I am reading Doctor Hyde's AOA book(Dos version). In chapter 11, there are a lot of   discussion about pass parameter. i want to understand the difference pass by reference and pass by value-returned, but any samples i havn't found. would you please help me?

Dinosaur

You are referring to high level language passing of data to asm routine I assume.
If you are passing by reference you are passing the address of the value, not the value.
If you are passing the value, then this value is immidiatly available in the registers
In the example below, Basic to Asm I passed 2 parameters.
The first by value and the second an addr.

Quote
   PUSH    BP
   MOV     BP,SP
   ;-------------------------------
   MOV   BX,[BP+6]       ;get value from stack.
   MOV   Value,BX

   MOV   BX,[BP+8]       ;get address from stack.
   MOV   ValueAddr,BX    ;Save the address
   MOV   AX,[BX]        ;get value at that address
   MOV   Value,AX       ;and save it.


Hope this helps.

qlmi

I'm confused with the three passing mode: pass by reference, pass by value-returned, pass by value. Could you please give me some hint or comparing example?

tenkey

First, a definition:

Argument list - the information provided by a caller, and used by the called routine to gain access to arguments.
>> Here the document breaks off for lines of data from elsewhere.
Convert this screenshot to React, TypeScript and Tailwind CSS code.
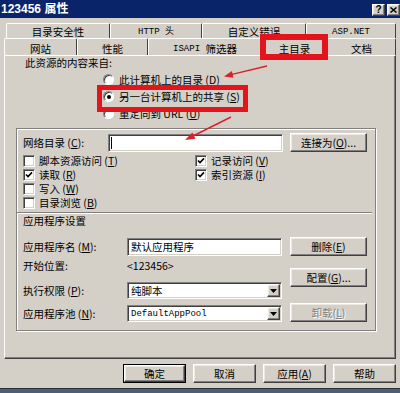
import React from 'react'

const ui = "font-['Noto_Sans_CJK_SC','Liberation_Sans',sans-serif] text-[10.5px] leading-[14px] text-black"
const mono = "font-['Liberation_Mono','Noto_Sans_CJK_SC',monospace] text-[9px]"
const raised =
  'border border-t-white border-l-white border-r-[#404040] border-b-[#404040] bg-[#d4d0c8] shadow-[inset_-1px_-1px_0_#808080,inset_1px_1px_0_#ebe9e4]'
const sunken =
  'border border-t-[#808080] border-l-[#808080] border-r-white border-b-white bg-white shadow-[inset_1px_1px_0_#404040,inset_-1px_-1px_0_#d4d0c8]'

function Key({ k }: { k: string }) {
  return (
    <span>
      (<span className="underline underline-offset-1">{k}</span>)
    </span>
  )
}

function Btn({
  children,
  className = '',
  disabled = false,
}: {
  children: React.ReactNode
  className?: string
  disabled?: boolean
}) {
  return (
    <div
      className={`flex h-[19px] items-center justify-center ${raised} ${
        disabled ? 'text-[#808080] [text-shadow:1px_1px_0_#fff]' : ''
      } ${className}`}
    >
      {children}
    </div>
  )
}

function Check({ on = false }: { on?: boolean }) {
  return (
    <div className={`flex h-[12px] w-[12px] shrink-0 items-center justify-center ${sunken}`}>
      {on && (
        <svg width="8" height="8" viewBox="0 0 8 8">
          <path d="M1 3.5 L3 5.6 L7 1.4" stroke="black" strokeWidth="1.6" fill="none" />
        </svg>
      )}
    </div>
  )
}

function Radio({ on = false }: { on?: boolean }) {
  return (
    <div className="flex h-[11px] w-[11px] shrink-0 items-center justify-center rounded-full border border-t-[#808080] border-l-[#808080] border-r-white border-b-white bg-white shadow-[inset_1px_1px_0_#404040]">
      {on && <div className="h-[4px] w-[4px] rounded-full bg-black" />}
    </div>
  )
}

function Select({ children, valueClass = '' }: { children: React.ReactNode; valueClass?: string }) {
  return (
    <div className={`flex h-[17px] w-[155px] items-center ${sunken}`}>
      <span className={`flex-1 pl-[3px] ${valueClass}`}>{children}</span>
      <div className={`mr-[1px] flex h-[13px] w-[13px] items-center justify-center ${raised}`}>
        <svg width="7" height="4" viewBox="0 0 7 4">
          <path d="M0 0 H7 L3.5 4 Z" fill="black" />
        </svg>
      </div>
    </div>
  )
}

function Tab({ children, className = '' }: { children: React.ReactNode; className?: string }) {
  return (
    <div
      className={`flex h-full justify-center rounded-t-[2px] border-t border-l border-r border-t-white border-l-white border-r-[#404040] bg-[#d4d0c8] ${className}`}
    >
      {children}
    </div>
  )
}

export default function App() {
  return (
    <div className={`relative flex h-[393px] w-[400px] flex-col overflow-hidden bg-[#d4d0c8] ${ui}`}>
      {/* title bar */}
      <div className="flex h-[18px] shrink-0 items-center justify-between bg-[#0a246a]">
        <span className="pl-[1px] font-['Liberation_Sans','Noto_Sans_CJK_SC',sans-serif] text-[12px] font-bold text-white">
          123456 属性
        </span>
        <div className="flex gap-[2px] pt-[1px]">
          <div className={`flex h-[12px] w-[13px] items-center justify-center ${raised} font-['Liberation_Sans',sans-serif] text-[10px] leading-none font-bold`}>
            ?
          </div>
          <div className={`flex h-[12px] w-[13px] items-center justify-center ${raised}`}>
            <svg width="7" height="6" viewBox="0 0 7 6">
              <path d="M0.5 0.5 L6.5 5.5 M6.5 0.5 L0.5 5.5" stroke="black" strokeWidth="1.5" />
            </svg>
          </div>
        </div>
      </div>

      {/* tab rows */}
      <div className="mt-[5px] ml-[6px] flex h-[15px] shrink-0">
        <Tab className="w-[104px] pt-[1px]">目录安全性</Tab>
        <Tab className={`w-[92px] pt-[1px] ${mono} text-[9.5px] leading-[14px]`}>HTTP 头</Tab>
        <Tab className="w-[104px] pt-[1px]">自定义错误</Tab>
        <Tab className={`w-[90px] pt-[1px] ${mono} text-[9.5px] leading-[14px]`}>ASP.NET</Tab>
      </div>
      <div className="ml-[4px] flex h-[17px] shrink-0 items-end">
        <Tab className="w-[73px] pt-[3px]">网站</Tab>
        <Tab className="w-[71px] pt-[3px]">性能</Tab>
        <Tab className="w-[114px] pt-[3px]">
          <span className={`${mono} text-[9.5px] leading-[14px]`}>ISAPI&nbsp;</span>筛选器
        </Tab>
        <div className="relative z-10 -mb-[1px] flex h-[20px] w-[65px] justify-center rounded-t-[2px] border-t border-l border-r border-t-white border-l-white border-r-[#404040] bg-[#d4d0c8] pt-[5px]">
          主目录
        </div>
        <Tab className="w-[69px] pt-[3px]">文档</Tab>
      </div>

      {/* tab panel */}
      <div className="mx-[4px] flex h-[304px] shrink-0 flex-col border border-t-white border-l-white border-r-[#404040] border-b-[#404040] shadow-[inset_-1px_-1px_0_#808080]">
        <div className="ml-[20px] h-[14px]">此资源的内容来自:</div>
        <div className="mt-[1px] ml-[98px] flex flex-col">
          <div className="flex h-[17px] items-center gap-[5px]">
            <Radio />
            <span>
              此计算机上的目录 <Key k="D" />
            </span>
          </div>
          <div className="flex h-[17px] items-center gap-[5px]">
            <Radio on />
            <span>
              另一台计算机上的共享 <Key k="S" />
            </span>
          </div>
          <div className="flex h-[17px] items-center gap-[5px]">
            <Radio />
            <span>
              重定向到 URL <Key k="U" />
            </span>
          </div>
        </div>

        {/* group */}
        <div className="mt-[6px] ml-[11px] flex h-[203px] w-[360px] flex-col border border-[#808080] shadow-[inset_1px_1px_0_#fff,1px_1px_0_#fff]">
          <div className="mt-[4px] flex h-[19px] items-center pl-[6px]">
            <span className="w-[85px]">
              网络目录 <Key k="C" />:
            </span>
            <div className={`relative h-[18px] w-[175px] ${sunken}`}>
              <div className="absolute top-[2px] left-[2px] h-[12px] w-[1px] bg-black" />
            </div>
            <Btn className="ml-[7px] w-[77px]">
              连接为 <Key k="O" />...
            </Btn>
          </div>

          <div className="mt-[2px] flex pl-[6px]">
            <div className="flex w-[172px] flex-col">
              <div className="flex h-[14px] items-center gap-[4px]">
                <Check />
                <span>
                  脚本资源访问 <Key k="T" />
                </span>
              </div>
              <div className="flex h-[14px] items-center gap-[4px]">
                <Check on />
                <span>
                  读取 <Key k="R" />
                </span>
              </div>
              <div className="flex h-[14px] items-center gap-[4px]">
                <Check />
                <span>
                  写入 <Key k="W" />
                </span>
              </div>
              <div className="flex h-[14px] items-center gap-[4px]">
                <Check />
                <span>
                  目录浏览 <Key k="B" />
                </span>
              </div>
            </div>
            <div className="flex flex-col">
              <div className="flex h-[14px] items-center gap-[4px]">
                <Check on />
                <span>
                  记录访问 <Key k="V" />
                </span>
              </div>
              <div className="flex h-[14px] items-center gap-[4px]">
                <Check on />
                <span>
                  索引资源 <Key k="I" />
                </span>
              </div>
            </div>
          </div>

          <div className="mt-[2px] mr-[3px] h-[2px] border-t border-b border-t-[#808080] border-b-white" />
          <div className="h-[14px] pl-[6px]">应用程序设置</div>

          <div className="mt-[9px] flex pl-[6px]">
            <div className="flex w-[259px] flex-col">
              <div className="flex h-[19px] items-center">
                <span className="w-[104px]">
                  应用程序名 <Key k="M" />:
                </span>
                <div className={`flex h-[18px] w-[155px] items-center pl-[3px] ${sunken}`}>默认应用程序</div>
              </div>
              <div className="mt-[3px] flex h-[14px] items-center">
                <span className="w-[104px]">开始位置:</span>
                <span>&lt;123456&gt;</span>
              </div>
              <div className="mt-[9px] flex h-[17px] items-center">
                <span className="w-[104px]">
                  执行权限 <Key k="P" />:
                </span>
                <Select>纯脚本</Select>
              </div>
              <div className="mt-[6px] flex h-[17px] items-center">
                <span className="w-[104px]">
                  应用程序池 <Key k="N" />:
                </span>
                <Select valueClass={mono}>DefaultAppPool</Select>
              </div>
            </div>
            <div className="ml-[8px] flex w-[77px] flex-col">
              <Btn>
                删除 <Key k="E" />
              </Btn>
              <Btn className="mt-[12px]">
                配置 <Key k="G" />...
              </Btn>
              <Btn className="mt-[16px]" disabled>
                卸载 <Key k="L" />
              </Btn>
            </div>
          </div>
        </div>
      </div>

      {/* dialog buttons */}
      <div className="mt-[5px] flex justify-end gap-[7px] pr-[4px]">
        <div className="h-[19px] w-[63px] border border-black">
          <Btn className="h-full">确定</Btn>
        </div>
        <Btn className="w-[63px]">取消</Btn>
        <Btn className="w-[63px]">
          应用 <Key k="A" />
        </Btn>
        <Btn className="w-[63px]">帮助</Btn>
      </div>

      <div className="mt-auto h-[5px] border-t border-t-[#303030] bg-[#4a6078]" />

      {/* red annotations */}
      <div className="pointer-events-none absolute top-[34px] left-[260px] z-20 h-[26px] w-[68px] border-[6px] border-[#e3141b]" />
      <div className="pointer-events-none absolute top-[85px] left-[97px] z-20 h-[27px] w-[151px] border-[5px] border-[#e3141b]" />
      <svg className="pointer-events-none absolute inset-0 z-20" width="400" height="393" viewBox="0 0 400 393">
        <line x1="267" y1="66" x2="232" y2="74.4" stroke="#d8222a" strokeWidth="1.4" />
        <polygon points="224,76.5 233.5,77.8 231.9,71" fill="#d8222a" />
        <line x1="231" y1="117" x2="194" y2="135.5" stroke="#d8222a" strokeWidth="1.4" />
        <polygon points="185,140 195.5,138.7 192.4,132.4" fill="#d8222a" />
      </svg>
    </div>
  )
}
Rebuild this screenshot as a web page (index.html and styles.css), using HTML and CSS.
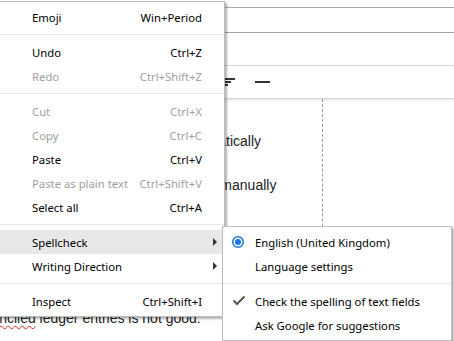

The argument information can be put on a stack (Windows convention), placed in registers, or even placed in an arbitrary local or global location.

1) Pass by value:

Data is calculated or copied and made accessible to the called routine. The optimal implementation is to put only the data into the argument list. This way, there is no address information at all, so you cannot store a result in an arbitrary location specified by the caller at the call point.

2) Pass by reference:

The address of the argument object is put into the argument list. The address is used by the routine code to perform all memory accesses to the argument object, both the fetching and storing of data. The result is immediate modification of the original argument object.

3) Pass by value-return:

The address of the argument object is put into the argument list. The argument object is copied to local storage by the routine. The routine uses the local copy for all "argument" accesses. At the end of the routine, the original address information is used to copy the local argument object data into the original argument object. The result is deferred modification of the original argument object.

Note that "value-return" is just a variation of "reference". In a HLL, "value-return" uses one name to refer to two data objects.
A programming language is low level when its programs require attention to the irrelevant.